I found The Witcher much more fun because a) fighting wasn't only about button-mashing, and b) the world was constructed such that you went to one area, cleaned up the place, and when you were finished, you were really done with it and moved on, never to return. One of the most tedious aspects of open-world games is having to travel over the same paths again and again.
In short, I guess what I'm saying is that I value games that give me a sense of progress over games that give me absolute freedom to roam, but no real motivation to do it.
The reason I like just cause 2 so much is you dont have to involve yourself in combat, just cruise the world and enjoy the scenery. Its almost a zen/hpynotic like thing. Also Iforgot to mention Dayz Mod, as in the original, not the standalone. Traversing the wonder that is Cherneraus and trying to survive was amazing.
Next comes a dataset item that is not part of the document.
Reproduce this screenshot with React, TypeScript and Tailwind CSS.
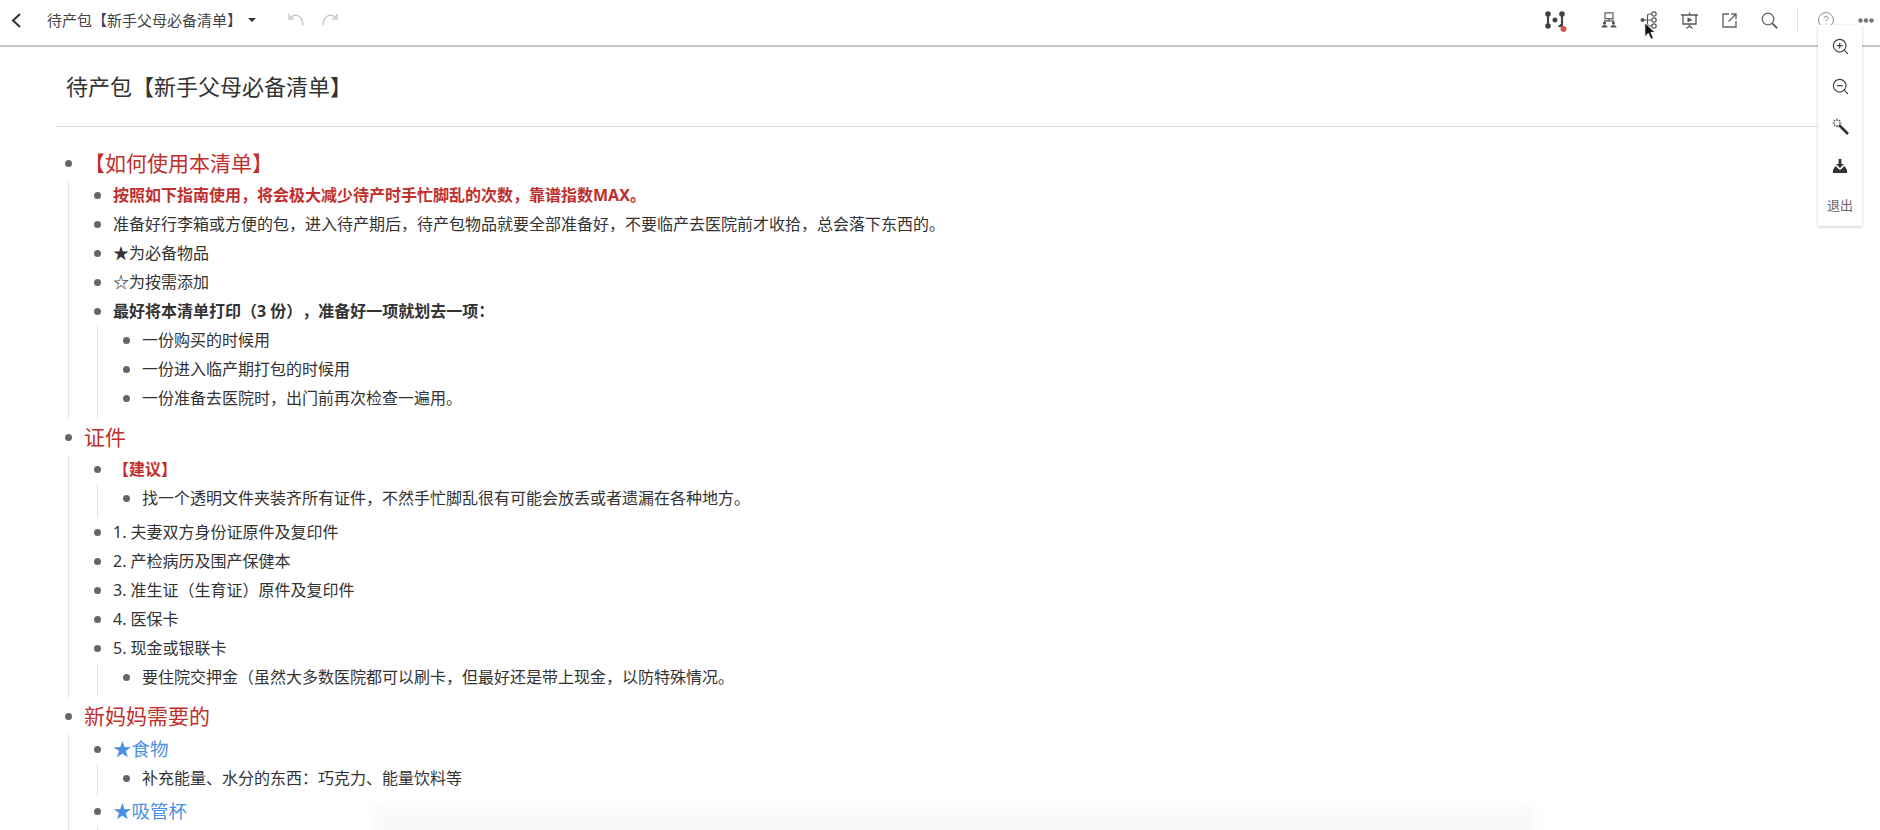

I've been known to just fly around Chernarus in a Littlebird. It's very relaxing and beautiful - those gorgeous wooded hills...
i dont know if you ever played the original dayz mod, but something about it just hit this sweet spot of open world, emergent multiplayer gameplay, there has never been anything like it since. It was hard and unforgiving, you had to learn the map, plan accordingly.
Yeah, I played the original mod. It's testament to the mod that revisiting Chernarus in our ARMA 2 sessions, I know exactly where I am.
I remember cradling a dying Duck in a tent as some unseen dude outside popped the occasional round my way. I killed him with a randomly aimed 3-round burst from the AK I'd just found. Couldn't see him through the tent, just fired where I heard the gunfire coming from.
yes! and the thing is, thats nothing compared to what came after you guys played.